Logos, photographs, images, and icons of the library were common features of all the study websites. Two of these sites have additional photographs of librarians. Surprisingly, all the study websites are organized and structured well but one of the academic library websites (IIITB) is poor.
From the above table it is clear that only one website (IISc) got the cent percent in this criterion, followed by BU and ISI (96 percent) respectively, NLSIU (93 percent), and IIITB (60 percent). The criteria wise study reveals that the study websites scores highest percentage in accessible from web browser and web page retrieval fast (96 percent), and loading images and graphics (76 percent).
This indicates that 80 percent of the study websites are "excellent". Only average website has a total score of 18 (60 percent). Therefore, the scores obtained in this table are consolidated with the scores of other tables (means transferred to final ranking table, i.e. Table II score of the ranking table) in the final ranking Table VII.
Presentation of Academic Library Websites
The presentation and arrangement of information on the screen very much matter for the ease of assimilation. This includes whether screens are clearly laid out and aesthetically pleasing, whether there is too much information on each screen, whether the text is easy to read and whether heading stands out. Care should be taken that the page is clearly laid out and all the links are easily displayed on one screen. It is possible to navigate from one section to any of the major sections of the service and the resources that are linked to each hyper link are self-evident. It is also worth considering whether a source is consistently, logically presented and arranged. Table III explains the graphics, text and easy navigation, and presentation of study websites.

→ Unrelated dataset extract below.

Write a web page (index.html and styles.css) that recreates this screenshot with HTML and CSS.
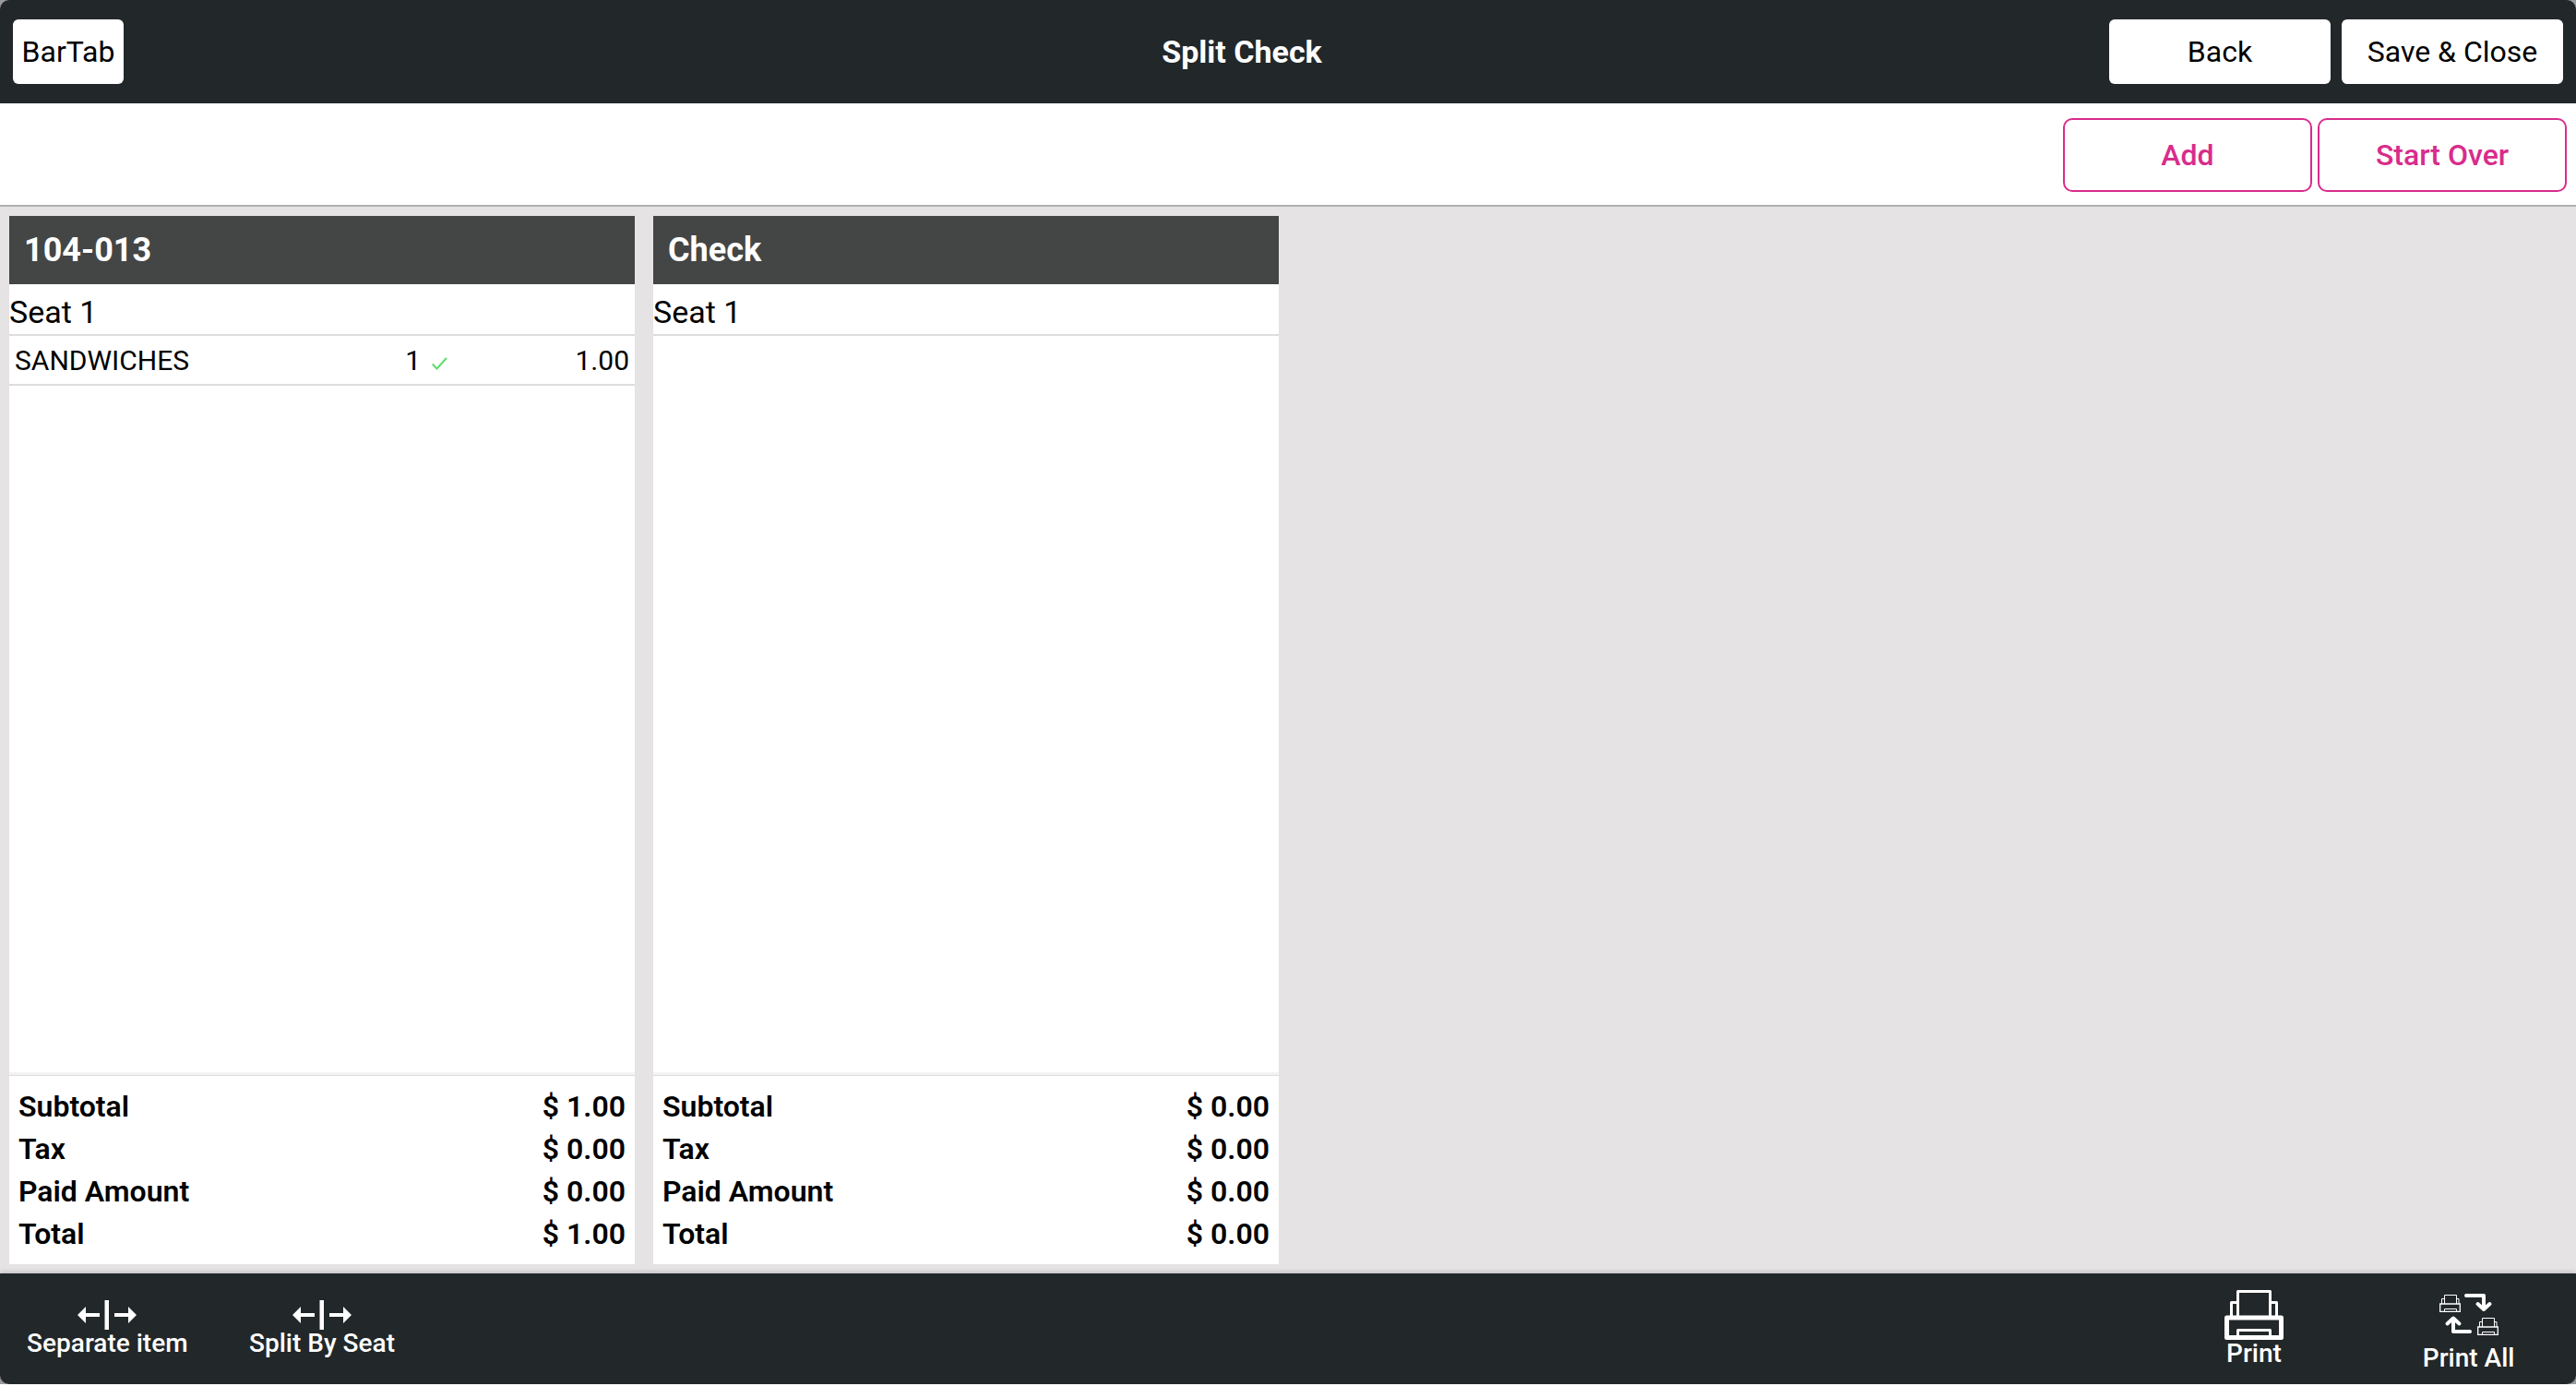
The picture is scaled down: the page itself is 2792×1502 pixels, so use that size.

Table III: Presentation of Academic Library Websites
Note: * For full forms of the abbreviations, please refer to Table I. Figures in parentheses indicate the percentage
Table III shows that among the study websites, BU, IISc and NLSIU scores cent percent, followed by ISI (95 percent) and IIITB (75 percent). Further, the criteria wise study also reveals that it scores cent percentage in graphics; text is easy to read and navigation way to turn homepage (96 percent) and graphics are of middle group (80 percent).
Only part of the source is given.